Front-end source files
────
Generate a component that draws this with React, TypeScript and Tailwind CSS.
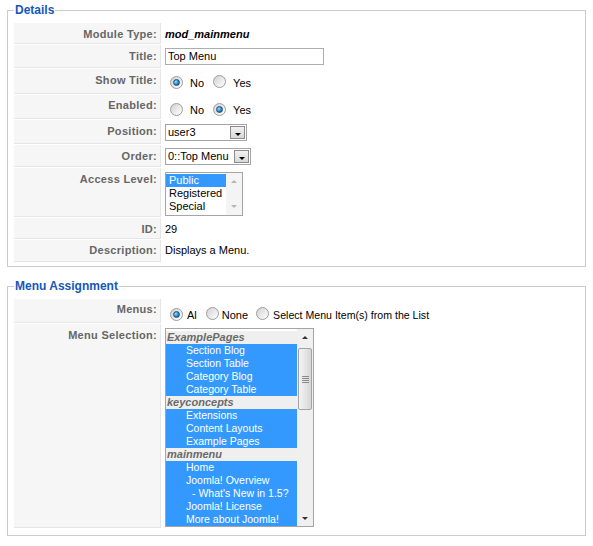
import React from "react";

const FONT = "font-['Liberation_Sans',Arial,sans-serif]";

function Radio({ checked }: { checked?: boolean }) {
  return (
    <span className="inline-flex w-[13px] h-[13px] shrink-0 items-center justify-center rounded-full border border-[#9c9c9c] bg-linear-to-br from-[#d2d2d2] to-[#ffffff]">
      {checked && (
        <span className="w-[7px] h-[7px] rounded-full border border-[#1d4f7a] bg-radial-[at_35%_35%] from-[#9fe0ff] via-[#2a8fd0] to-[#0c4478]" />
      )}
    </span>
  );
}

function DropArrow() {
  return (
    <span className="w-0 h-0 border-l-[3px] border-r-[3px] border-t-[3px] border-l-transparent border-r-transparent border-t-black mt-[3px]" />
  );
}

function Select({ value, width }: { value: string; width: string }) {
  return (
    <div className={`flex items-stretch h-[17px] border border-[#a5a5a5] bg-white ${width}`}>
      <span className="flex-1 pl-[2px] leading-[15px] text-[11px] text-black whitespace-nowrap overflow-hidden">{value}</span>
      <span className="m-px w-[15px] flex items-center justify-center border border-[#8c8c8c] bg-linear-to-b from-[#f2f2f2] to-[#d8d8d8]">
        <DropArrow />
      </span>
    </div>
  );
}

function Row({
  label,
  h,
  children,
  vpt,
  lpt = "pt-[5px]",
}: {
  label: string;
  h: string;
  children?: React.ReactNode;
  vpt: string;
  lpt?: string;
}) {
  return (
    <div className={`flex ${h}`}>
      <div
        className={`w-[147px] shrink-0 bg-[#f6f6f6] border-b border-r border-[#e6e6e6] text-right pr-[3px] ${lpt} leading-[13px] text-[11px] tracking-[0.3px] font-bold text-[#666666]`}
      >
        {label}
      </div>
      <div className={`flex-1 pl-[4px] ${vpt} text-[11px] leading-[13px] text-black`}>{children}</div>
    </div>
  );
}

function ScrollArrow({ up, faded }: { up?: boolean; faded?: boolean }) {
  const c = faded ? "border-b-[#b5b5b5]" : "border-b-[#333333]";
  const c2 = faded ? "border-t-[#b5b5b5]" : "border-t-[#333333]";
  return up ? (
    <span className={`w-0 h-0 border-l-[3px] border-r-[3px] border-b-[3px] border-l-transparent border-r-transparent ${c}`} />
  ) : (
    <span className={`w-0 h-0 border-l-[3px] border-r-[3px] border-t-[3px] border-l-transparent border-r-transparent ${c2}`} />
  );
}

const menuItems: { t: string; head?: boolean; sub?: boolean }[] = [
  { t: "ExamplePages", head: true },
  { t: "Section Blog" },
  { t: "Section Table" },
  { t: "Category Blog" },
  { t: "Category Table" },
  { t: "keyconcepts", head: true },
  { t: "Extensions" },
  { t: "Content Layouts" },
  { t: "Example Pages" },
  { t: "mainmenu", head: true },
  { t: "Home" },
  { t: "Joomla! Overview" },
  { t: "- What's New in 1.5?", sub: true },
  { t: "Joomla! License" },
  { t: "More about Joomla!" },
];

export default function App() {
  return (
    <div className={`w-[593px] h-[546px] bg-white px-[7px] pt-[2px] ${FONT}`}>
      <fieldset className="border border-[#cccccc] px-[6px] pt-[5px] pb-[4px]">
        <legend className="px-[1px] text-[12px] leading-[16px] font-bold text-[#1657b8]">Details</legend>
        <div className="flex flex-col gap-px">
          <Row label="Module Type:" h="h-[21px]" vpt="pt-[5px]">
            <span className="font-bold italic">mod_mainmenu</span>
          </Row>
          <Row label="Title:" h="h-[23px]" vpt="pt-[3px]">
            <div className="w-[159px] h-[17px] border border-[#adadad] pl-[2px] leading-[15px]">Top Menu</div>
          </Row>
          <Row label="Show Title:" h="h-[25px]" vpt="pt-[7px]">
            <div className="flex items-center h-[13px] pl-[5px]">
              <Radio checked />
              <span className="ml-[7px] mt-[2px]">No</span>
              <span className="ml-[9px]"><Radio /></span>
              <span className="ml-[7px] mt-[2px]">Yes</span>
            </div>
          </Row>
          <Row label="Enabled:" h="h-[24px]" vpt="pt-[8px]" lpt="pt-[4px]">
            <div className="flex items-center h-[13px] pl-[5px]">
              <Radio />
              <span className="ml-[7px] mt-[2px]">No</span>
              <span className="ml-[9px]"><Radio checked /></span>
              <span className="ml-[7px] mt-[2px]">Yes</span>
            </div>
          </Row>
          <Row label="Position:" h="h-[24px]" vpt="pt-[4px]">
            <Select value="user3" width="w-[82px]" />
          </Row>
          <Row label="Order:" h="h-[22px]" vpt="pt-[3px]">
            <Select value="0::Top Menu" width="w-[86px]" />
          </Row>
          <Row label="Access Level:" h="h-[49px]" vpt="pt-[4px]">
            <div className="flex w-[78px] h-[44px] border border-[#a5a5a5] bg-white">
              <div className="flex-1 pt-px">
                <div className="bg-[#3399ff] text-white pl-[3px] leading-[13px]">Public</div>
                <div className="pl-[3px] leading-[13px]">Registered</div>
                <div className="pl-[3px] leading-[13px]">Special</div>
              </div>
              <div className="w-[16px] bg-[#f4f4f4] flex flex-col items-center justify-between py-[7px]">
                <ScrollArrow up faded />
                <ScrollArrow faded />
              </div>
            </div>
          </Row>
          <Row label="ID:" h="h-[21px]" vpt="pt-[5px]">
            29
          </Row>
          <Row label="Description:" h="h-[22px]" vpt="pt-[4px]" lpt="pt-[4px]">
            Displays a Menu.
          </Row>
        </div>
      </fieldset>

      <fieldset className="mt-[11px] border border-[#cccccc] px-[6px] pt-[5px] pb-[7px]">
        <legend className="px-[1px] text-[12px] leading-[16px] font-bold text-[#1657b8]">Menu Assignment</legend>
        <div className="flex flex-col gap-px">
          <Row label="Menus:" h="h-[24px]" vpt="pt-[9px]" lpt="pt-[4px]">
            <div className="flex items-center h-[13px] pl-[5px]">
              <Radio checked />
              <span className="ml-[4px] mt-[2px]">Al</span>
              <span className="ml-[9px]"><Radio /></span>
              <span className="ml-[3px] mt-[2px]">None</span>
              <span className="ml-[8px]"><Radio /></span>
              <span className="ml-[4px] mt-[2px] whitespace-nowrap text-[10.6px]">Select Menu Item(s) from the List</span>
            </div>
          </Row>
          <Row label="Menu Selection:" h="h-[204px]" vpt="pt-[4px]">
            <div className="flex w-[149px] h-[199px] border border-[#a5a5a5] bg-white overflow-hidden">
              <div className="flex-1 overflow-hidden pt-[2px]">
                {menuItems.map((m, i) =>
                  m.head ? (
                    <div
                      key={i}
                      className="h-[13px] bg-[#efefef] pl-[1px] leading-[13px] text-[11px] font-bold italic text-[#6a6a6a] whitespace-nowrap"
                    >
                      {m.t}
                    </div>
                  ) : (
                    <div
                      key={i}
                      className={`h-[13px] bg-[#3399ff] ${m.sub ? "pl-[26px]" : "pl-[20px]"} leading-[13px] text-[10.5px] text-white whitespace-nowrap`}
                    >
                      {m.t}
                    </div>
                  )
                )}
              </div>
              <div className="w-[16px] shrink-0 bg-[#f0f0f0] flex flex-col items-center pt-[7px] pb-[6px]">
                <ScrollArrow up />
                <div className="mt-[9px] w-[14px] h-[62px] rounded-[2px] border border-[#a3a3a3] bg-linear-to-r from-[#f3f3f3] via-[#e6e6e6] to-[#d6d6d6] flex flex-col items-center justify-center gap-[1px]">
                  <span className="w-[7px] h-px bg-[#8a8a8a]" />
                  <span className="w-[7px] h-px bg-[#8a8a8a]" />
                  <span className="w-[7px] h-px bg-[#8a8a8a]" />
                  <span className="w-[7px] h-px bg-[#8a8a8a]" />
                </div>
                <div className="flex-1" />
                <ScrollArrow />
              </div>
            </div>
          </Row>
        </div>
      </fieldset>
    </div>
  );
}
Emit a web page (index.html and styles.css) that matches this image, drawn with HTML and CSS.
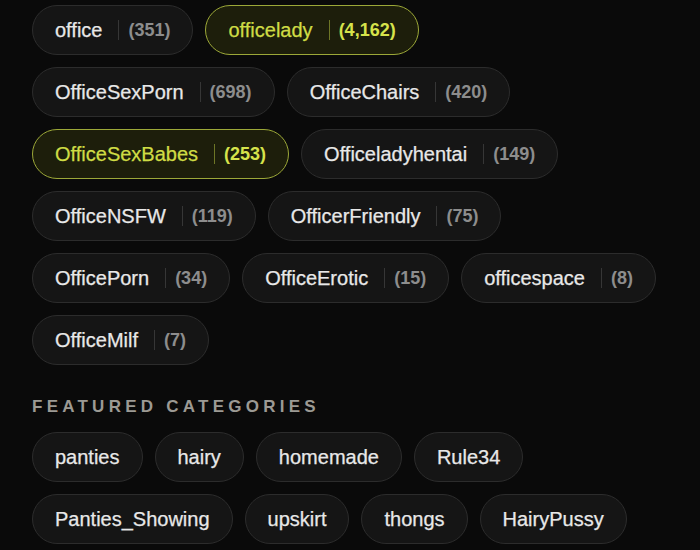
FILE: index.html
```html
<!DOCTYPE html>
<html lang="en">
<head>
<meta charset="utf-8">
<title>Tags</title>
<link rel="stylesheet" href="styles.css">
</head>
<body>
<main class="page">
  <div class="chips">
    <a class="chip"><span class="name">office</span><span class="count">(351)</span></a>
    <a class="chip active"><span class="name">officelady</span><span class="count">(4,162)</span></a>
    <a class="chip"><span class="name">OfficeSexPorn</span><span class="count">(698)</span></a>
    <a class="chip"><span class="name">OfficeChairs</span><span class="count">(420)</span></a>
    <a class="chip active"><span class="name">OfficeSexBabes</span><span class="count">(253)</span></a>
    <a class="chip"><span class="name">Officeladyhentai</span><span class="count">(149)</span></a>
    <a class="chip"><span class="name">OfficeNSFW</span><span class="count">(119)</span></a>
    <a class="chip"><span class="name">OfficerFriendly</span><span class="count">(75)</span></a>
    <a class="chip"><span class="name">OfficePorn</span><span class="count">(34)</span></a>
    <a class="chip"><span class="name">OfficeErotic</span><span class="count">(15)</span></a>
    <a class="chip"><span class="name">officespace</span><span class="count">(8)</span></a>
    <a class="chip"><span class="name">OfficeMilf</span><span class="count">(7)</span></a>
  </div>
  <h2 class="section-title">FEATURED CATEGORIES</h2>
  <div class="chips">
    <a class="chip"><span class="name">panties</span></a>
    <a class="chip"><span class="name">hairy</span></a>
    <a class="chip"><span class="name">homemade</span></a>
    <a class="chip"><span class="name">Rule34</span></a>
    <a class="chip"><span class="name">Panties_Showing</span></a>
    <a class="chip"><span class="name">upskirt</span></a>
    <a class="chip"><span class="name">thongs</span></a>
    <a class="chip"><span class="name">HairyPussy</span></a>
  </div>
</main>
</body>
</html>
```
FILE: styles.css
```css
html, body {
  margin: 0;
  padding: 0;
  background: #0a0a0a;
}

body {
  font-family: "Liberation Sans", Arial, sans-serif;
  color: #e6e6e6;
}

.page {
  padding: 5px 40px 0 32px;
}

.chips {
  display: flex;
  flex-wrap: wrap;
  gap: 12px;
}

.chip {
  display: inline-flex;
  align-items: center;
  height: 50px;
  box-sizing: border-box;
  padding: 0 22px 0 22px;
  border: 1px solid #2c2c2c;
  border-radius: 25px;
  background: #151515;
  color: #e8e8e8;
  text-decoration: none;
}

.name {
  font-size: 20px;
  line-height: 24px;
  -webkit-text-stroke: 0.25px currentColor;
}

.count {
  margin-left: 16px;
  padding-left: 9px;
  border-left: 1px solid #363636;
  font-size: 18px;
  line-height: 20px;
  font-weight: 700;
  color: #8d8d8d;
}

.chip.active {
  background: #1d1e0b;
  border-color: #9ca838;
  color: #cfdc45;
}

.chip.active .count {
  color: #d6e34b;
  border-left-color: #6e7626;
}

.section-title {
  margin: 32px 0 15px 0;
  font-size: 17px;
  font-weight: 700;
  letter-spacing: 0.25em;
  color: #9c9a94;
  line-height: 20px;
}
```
────
Where a line in the entries holds "this", copy that line.

Generate a component that draws this with React, TypeScript and Tailwind CSS.
Emit a web page (index.html and styles.css) that matches this image, drawn with HTML and CSS.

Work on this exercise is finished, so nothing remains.